I’ve been a big fan of Brian Wood ever since I started reading DMZ, so I was immediately interested in Supermarket when I saw his name on the cover. Wood has the ability to make characters feel real and human despite the often extreme or bizarre “comic book” circumstances. Wood’s characters make mistakes and are not always entirely likable, but when all is said and done I think this makes the stories more meaningful. Not everyone worth knowing about is as infallible as most comic book heroes tend to be.
Supermarket is about a sixteen year old girl, Pella Suzuki, who is slightly more than stylishly disillusioned with consumerism. The reader is introduced to Pella as she mouths off to her parents about cash crops and grossly underpaid farmers. This doesn’t, however, keep her from enjoying her cup of coffee. Her objections to companies that promote “weapon systems, anti-democratic coups in oil-producing countries, and ad campaigns designed to hook babies on sugar and caffeine” are acute enough only to motivate her to have an electric conversion kit installed in her Mini Cooper.
Supermarket, as a series, begins as an intriguing look into the life of a modern (actually, slightly futuristic) wealthy teenager. It looks at how an individual, and especially one experiencing the turbulence of adolescence, handles and rationalizes a life of luxury, or at least the extreme comfort with which many people live today. Wood illustrates very well the frustration and at times contradiction that exist within a fairly spoiled teenage girl, as well as in just about everyone else.

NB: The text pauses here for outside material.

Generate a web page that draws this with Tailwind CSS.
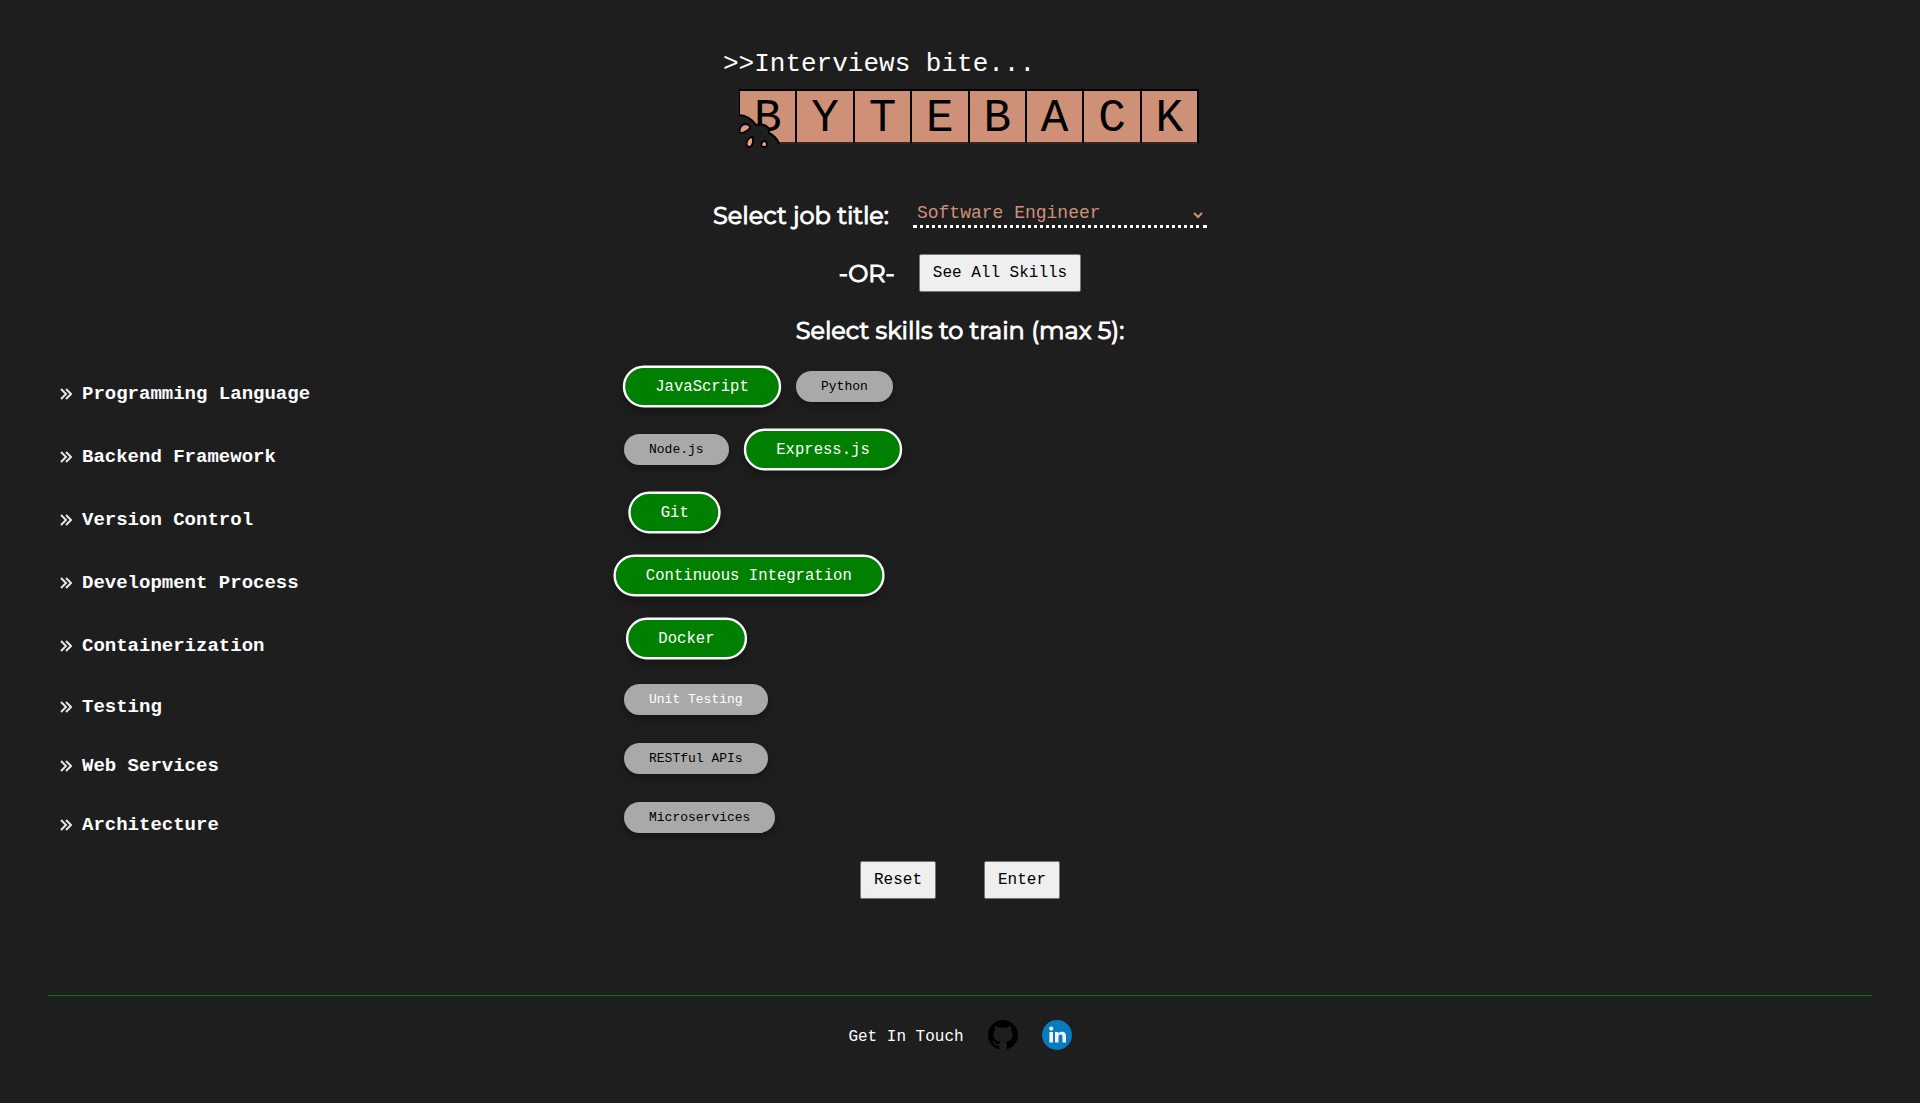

Pella objects to the ill-gotten resources and unhealthy extravagance of a consumer driven society, but at the same time depends on them for her subsistence. The lavish overspending of the upper class disgusts her, but she herself works at a convenience store that caters to those willing to overpay. She is appalled by peoples’ carelessness and callousness, though she admits being thankful for her Xanax, and goes on a shopping spree (“Retail therapy”) to cope with her parents’ death, and she stays in the most expensive hotel she can find when her parents’ safe house turns out not to be safe.
Pella is not immediately, if at all, an amiable character, though her faults are what make her believable. Hardly anyone is 100% conservationist or 100% gluttonous. Supermarket, at the onset, presents an enjoyable slice of life for the reader. As it proceeds past the first issue, however, it moves further from the source of its charm in favor of action and conspiracy, and with this a rather flimsy plot.
Brian Wood creates characters that are lifelike, but the situations that they are thrown into leave far too much to guesswork. With a four issue series Wood can be forgiven for not having the time to indulge in lengthy back story, but the holes and gaps in Supermarket are more than a little disappointing.
Pella is the daughter of a Japanese father and Swedish mother, which we learn were once deeply entrenched in the Yakuza and the Swedish Adult Industry Group, respectively. Under unknown circumstances, the to-be parents met and fell in love, had a baby, and joined the witness protection program. With the hoards of money that they acquired mysteriously, the Suzuki family moved into the most expensive and luxurious district of Japan. The real meat of Supermarket‘s plot begins when the Yakuza by some means discover Mr. and Mrs. Suzuki and murder them. Again, the dubious back story can on some level be forgiven for lack of space, but a cold blooded murder in a record store and a chase rife with gunfire in broad daylight through a crowded downtown, followed by a massive shootout in a mysteriously deserted metro station, all without repercussions of any kind, seems much too much in the way of improbable action.
By the fourth and final issue, the reader is left with only one properly developed character, Pella, and a whole mess of rushed storytelling. The other characters in Supermarket are fairly superficial and seem to choose somewhat arbitrarily their loyalties and actions. The ending provides very little closure and the strong anti-consumerism sentiment of the beginning feels like a distant, unrelated musing.
What really holds Supermarket together after its characters are abandoned for action is the artwork. Kristian breathes life into the personas that Wood creates, causing them to come alive even without a great deal of written personality. Kristian’s style is distinct and he makes each page a pleasure to view. IDW does him a great service in that they don’t interrupt the art’s flow with ads on every other page.
In the end, Supermarket could have been much greater than it was, but it was by no means unpleasant. It is definitely worth the price for an entertaining—though not entirely inspired—story and brilliant art.